> _Exercise aim_: Wherever "this" appears in a line, list that line.

========================================================================

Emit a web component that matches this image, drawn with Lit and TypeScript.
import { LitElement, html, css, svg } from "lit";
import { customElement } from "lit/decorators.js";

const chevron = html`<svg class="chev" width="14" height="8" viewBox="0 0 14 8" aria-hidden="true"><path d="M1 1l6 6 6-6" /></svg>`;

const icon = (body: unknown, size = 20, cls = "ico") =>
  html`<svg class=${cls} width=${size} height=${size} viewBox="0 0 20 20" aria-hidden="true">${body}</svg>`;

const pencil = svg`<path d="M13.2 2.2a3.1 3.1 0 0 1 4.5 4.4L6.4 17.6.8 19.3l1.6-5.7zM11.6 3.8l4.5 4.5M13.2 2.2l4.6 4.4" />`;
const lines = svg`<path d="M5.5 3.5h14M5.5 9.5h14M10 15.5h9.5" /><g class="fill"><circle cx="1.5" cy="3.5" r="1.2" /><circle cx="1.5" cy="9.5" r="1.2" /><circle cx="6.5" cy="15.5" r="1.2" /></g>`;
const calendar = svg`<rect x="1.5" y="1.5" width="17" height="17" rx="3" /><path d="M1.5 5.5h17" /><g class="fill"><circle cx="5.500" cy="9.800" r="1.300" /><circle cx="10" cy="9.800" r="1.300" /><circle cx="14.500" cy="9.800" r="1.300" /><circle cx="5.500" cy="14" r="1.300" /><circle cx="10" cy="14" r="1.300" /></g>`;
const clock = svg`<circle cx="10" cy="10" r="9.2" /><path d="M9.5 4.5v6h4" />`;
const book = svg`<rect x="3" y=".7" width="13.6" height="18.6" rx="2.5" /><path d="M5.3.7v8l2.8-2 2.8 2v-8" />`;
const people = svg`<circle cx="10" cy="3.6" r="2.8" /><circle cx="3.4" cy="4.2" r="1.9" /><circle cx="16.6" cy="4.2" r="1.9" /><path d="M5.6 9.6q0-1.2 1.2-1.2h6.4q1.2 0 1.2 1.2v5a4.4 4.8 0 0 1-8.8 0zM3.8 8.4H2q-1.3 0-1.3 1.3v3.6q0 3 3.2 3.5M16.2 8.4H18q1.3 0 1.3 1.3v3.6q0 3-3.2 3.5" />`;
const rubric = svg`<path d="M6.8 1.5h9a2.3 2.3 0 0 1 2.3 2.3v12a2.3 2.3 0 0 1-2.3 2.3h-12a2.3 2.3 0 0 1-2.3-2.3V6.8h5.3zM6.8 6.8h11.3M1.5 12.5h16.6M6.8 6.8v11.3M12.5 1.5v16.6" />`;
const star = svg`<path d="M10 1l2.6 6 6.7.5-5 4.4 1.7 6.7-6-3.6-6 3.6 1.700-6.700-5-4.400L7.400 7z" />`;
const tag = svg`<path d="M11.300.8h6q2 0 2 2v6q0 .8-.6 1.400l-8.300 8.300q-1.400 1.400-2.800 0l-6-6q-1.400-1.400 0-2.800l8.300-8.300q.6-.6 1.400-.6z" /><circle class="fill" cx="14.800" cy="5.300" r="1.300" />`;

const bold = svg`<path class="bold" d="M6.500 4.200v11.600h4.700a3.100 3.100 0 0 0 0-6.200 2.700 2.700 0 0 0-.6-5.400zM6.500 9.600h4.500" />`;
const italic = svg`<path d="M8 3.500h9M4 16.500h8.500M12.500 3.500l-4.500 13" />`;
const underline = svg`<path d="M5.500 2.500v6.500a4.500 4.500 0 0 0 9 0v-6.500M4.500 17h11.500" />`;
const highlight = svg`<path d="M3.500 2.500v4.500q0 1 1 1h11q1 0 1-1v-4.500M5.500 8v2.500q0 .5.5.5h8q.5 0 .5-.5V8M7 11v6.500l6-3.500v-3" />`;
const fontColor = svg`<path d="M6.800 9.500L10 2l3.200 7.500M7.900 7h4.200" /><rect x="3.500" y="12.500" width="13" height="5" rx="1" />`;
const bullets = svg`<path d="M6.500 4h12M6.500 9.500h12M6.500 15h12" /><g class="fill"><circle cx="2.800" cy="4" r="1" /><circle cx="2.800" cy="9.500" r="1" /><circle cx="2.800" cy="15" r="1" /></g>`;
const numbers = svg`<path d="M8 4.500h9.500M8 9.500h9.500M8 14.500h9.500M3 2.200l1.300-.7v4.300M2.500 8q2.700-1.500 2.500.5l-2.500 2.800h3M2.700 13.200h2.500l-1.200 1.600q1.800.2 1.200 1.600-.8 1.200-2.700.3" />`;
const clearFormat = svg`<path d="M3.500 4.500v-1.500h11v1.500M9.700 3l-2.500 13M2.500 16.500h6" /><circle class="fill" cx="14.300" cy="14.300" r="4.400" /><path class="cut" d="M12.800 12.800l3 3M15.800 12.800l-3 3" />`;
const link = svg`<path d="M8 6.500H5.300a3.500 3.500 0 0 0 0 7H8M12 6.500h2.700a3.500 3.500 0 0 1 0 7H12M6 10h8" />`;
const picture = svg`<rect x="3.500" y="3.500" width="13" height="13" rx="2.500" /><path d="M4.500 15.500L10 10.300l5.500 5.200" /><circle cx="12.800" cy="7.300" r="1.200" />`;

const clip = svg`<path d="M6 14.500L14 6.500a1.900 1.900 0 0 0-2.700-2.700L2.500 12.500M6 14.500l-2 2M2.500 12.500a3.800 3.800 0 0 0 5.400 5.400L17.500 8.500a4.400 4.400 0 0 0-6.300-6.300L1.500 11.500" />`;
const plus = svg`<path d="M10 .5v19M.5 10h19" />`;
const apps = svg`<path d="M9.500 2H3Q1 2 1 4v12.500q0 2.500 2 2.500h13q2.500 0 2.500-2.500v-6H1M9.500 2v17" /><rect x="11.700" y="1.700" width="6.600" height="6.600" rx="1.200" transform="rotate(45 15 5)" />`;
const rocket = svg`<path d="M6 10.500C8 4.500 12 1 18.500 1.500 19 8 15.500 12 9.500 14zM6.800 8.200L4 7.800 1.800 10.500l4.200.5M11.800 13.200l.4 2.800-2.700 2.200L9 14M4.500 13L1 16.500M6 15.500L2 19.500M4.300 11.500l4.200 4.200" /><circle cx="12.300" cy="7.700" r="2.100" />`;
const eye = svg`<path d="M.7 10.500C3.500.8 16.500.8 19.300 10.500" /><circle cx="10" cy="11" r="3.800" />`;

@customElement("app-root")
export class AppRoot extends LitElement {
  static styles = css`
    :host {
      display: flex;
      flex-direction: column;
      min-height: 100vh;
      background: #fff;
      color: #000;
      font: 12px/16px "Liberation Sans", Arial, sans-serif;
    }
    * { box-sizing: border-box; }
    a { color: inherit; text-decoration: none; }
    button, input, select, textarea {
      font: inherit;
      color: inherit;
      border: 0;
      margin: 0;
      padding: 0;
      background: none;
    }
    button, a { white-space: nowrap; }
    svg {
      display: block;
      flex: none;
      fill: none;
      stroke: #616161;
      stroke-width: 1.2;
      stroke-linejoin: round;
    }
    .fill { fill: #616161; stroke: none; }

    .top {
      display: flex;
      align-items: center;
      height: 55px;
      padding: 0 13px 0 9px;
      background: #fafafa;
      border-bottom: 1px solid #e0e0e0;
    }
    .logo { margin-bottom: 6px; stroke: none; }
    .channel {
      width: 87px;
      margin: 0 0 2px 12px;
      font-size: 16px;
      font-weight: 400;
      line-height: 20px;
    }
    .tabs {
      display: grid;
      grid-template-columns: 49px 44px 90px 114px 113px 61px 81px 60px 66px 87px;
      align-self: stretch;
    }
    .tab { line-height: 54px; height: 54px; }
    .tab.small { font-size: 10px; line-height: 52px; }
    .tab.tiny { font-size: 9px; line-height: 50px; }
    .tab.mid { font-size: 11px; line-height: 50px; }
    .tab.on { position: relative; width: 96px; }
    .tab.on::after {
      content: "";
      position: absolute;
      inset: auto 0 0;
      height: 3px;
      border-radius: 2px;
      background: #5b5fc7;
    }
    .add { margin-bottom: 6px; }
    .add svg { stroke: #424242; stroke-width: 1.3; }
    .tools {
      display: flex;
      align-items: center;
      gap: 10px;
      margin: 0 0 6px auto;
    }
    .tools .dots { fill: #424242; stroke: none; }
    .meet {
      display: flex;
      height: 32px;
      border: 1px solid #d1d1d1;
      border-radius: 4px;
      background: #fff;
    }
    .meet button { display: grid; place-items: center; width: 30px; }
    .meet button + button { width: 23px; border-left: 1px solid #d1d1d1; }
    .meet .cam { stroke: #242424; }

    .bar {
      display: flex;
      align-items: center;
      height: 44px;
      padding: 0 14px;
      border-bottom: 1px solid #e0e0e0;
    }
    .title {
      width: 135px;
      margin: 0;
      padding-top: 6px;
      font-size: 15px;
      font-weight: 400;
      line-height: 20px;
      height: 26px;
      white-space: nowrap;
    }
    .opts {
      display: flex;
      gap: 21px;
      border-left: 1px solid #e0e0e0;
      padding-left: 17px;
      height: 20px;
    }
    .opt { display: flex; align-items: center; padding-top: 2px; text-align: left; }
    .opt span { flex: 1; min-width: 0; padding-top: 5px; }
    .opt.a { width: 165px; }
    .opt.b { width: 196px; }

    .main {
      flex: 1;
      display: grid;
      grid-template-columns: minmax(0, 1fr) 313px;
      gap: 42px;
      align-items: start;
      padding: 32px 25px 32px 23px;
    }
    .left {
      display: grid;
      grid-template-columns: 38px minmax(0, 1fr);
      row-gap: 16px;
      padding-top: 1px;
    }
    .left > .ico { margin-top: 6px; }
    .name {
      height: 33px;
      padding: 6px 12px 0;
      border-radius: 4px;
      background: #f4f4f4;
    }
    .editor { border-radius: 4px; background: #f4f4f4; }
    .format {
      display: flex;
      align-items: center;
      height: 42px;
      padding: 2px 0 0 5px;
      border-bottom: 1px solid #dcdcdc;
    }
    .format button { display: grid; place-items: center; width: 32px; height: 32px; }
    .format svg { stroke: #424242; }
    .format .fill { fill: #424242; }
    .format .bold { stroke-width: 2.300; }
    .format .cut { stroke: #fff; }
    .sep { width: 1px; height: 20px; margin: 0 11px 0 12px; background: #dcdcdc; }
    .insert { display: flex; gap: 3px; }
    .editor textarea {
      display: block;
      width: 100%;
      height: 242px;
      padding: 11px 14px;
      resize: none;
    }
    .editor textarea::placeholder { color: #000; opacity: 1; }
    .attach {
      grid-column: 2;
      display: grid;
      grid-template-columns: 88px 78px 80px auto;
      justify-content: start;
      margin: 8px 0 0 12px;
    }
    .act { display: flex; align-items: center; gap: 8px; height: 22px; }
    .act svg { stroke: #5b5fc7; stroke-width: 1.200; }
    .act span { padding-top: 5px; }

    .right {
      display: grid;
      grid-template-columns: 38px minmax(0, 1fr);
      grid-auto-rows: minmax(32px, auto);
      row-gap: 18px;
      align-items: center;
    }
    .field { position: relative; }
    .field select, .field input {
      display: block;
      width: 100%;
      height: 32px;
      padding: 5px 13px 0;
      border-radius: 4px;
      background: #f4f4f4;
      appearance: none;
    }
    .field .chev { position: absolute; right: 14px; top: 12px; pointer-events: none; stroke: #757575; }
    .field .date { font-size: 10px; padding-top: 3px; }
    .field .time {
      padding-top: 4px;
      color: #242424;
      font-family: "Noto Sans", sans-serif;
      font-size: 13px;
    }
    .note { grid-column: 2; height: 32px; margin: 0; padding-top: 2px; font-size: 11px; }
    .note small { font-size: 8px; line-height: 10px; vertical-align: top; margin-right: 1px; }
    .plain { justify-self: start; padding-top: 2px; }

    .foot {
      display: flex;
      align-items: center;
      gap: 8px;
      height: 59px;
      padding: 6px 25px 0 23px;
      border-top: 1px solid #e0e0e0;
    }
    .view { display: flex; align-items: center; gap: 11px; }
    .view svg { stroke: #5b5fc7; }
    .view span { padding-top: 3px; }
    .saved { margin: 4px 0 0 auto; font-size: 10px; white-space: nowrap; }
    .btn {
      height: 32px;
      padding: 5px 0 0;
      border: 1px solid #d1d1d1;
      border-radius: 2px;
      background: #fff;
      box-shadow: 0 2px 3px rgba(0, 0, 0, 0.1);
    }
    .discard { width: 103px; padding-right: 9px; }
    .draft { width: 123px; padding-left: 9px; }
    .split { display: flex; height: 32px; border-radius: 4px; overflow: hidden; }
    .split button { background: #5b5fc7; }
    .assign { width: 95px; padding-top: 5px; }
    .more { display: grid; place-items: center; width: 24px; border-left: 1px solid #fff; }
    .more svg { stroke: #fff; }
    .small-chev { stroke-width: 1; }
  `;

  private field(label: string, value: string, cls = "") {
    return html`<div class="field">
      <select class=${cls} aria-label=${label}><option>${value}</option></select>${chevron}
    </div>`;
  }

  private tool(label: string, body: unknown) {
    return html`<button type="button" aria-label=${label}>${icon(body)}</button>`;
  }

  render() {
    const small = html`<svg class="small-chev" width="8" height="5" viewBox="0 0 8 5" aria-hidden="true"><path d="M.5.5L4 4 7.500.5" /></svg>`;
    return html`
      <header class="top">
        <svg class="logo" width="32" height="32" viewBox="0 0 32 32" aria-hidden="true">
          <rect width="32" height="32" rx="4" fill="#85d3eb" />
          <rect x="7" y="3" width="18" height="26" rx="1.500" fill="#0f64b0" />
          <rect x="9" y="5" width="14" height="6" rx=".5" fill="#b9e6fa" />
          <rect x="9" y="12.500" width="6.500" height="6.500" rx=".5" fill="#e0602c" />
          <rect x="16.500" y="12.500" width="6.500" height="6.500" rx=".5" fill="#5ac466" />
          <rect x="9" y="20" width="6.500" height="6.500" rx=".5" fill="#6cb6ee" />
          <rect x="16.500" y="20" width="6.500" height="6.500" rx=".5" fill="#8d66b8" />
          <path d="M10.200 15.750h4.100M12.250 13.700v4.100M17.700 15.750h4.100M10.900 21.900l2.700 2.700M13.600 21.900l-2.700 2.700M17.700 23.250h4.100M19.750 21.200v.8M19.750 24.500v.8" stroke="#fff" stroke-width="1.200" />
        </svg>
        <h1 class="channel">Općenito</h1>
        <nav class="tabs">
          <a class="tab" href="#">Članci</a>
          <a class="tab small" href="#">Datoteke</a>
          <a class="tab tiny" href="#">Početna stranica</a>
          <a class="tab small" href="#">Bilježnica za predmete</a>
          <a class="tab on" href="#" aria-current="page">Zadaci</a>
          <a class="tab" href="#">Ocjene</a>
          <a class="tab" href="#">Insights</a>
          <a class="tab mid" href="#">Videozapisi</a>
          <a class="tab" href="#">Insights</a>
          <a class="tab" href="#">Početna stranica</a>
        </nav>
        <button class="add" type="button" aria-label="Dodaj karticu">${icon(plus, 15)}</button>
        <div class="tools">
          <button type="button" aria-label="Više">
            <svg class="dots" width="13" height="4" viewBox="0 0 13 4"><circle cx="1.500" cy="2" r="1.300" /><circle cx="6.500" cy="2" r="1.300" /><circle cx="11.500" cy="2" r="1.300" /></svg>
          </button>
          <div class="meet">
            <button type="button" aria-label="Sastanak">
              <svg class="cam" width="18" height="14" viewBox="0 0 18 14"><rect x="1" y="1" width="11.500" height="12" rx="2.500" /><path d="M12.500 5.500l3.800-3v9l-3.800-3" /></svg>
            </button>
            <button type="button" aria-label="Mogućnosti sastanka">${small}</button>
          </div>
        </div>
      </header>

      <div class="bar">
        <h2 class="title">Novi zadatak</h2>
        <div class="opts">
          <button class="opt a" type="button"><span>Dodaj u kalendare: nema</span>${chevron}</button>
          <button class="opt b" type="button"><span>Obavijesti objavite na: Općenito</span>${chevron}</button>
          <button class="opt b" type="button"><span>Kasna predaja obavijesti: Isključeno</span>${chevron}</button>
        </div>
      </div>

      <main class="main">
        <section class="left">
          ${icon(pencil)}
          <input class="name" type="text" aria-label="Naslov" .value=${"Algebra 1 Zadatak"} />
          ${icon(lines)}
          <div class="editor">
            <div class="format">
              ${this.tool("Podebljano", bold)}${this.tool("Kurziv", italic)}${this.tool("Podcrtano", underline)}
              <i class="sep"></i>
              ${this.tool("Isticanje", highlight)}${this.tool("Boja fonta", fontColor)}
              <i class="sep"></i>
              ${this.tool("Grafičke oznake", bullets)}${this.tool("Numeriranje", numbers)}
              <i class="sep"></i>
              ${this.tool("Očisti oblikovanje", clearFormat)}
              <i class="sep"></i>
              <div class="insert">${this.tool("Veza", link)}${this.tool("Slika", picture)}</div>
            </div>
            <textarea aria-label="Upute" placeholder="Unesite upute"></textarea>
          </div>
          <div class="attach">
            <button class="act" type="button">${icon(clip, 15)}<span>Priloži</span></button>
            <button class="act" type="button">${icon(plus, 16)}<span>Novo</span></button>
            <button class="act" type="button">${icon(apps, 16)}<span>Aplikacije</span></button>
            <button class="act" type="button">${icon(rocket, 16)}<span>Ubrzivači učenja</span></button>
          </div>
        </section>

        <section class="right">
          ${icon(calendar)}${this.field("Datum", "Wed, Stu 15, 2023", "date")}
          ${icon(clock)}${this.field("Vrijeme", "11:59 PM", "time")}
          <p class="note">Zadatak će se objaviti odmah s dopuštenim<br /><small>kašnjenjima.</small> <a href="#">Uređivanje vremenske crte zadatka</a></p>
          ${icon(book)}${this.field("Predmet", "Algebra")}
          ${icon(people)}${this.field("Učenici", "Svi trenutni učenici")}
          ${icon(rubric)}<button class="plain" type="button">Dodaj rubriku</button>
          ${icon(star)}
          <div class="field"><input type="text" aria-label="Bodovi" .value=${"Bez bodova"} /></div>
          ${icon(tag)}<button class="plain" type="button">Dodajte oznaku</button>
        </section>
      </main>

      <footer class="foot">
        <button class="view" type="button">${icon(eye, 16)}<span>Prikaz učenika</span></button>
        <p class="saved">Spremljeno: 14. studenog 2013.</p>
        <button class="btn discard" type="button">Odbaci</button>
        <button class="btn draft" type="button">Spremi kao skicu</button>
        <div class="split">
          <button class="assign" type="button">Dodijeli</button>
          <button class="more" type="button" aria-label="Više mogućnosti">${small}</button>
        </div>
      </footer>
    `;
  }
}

========================================================================

> _Complete response_:
Emit a web component that matches this image, drawn with Lit and TypeScript.
              ${this.tool("Podebljano", bold)}${this.tool("Kurziv", italic)}${this.tool("Podcrtano", underline)}
              ${this.tool("Isticanje", highlight)}${this.tool("Boja fonta", fontColor)}
              ${this.tool("Grafičke oznake", bullets)}${this.tool("Numeriranje", numbers)}
              ${this.tool("Očisti oblikovanje", clearFormat)}
              <div class="insert">${this.tool("Veza", link)}${this.tool("Slika", picture)}</div>
          ${icon(calendar)}${this.field("Datum", "Wed, Stu 15, 2023", "date")}
          ${icon(clock)}${this.field("Vrijeme", "11:59 PM", "time")}
          ${icon(book)}${this.field("Predmet", "Algebra")}
          ${icon(people)}${this.field("Učenici", "Svi trenutni učenici")}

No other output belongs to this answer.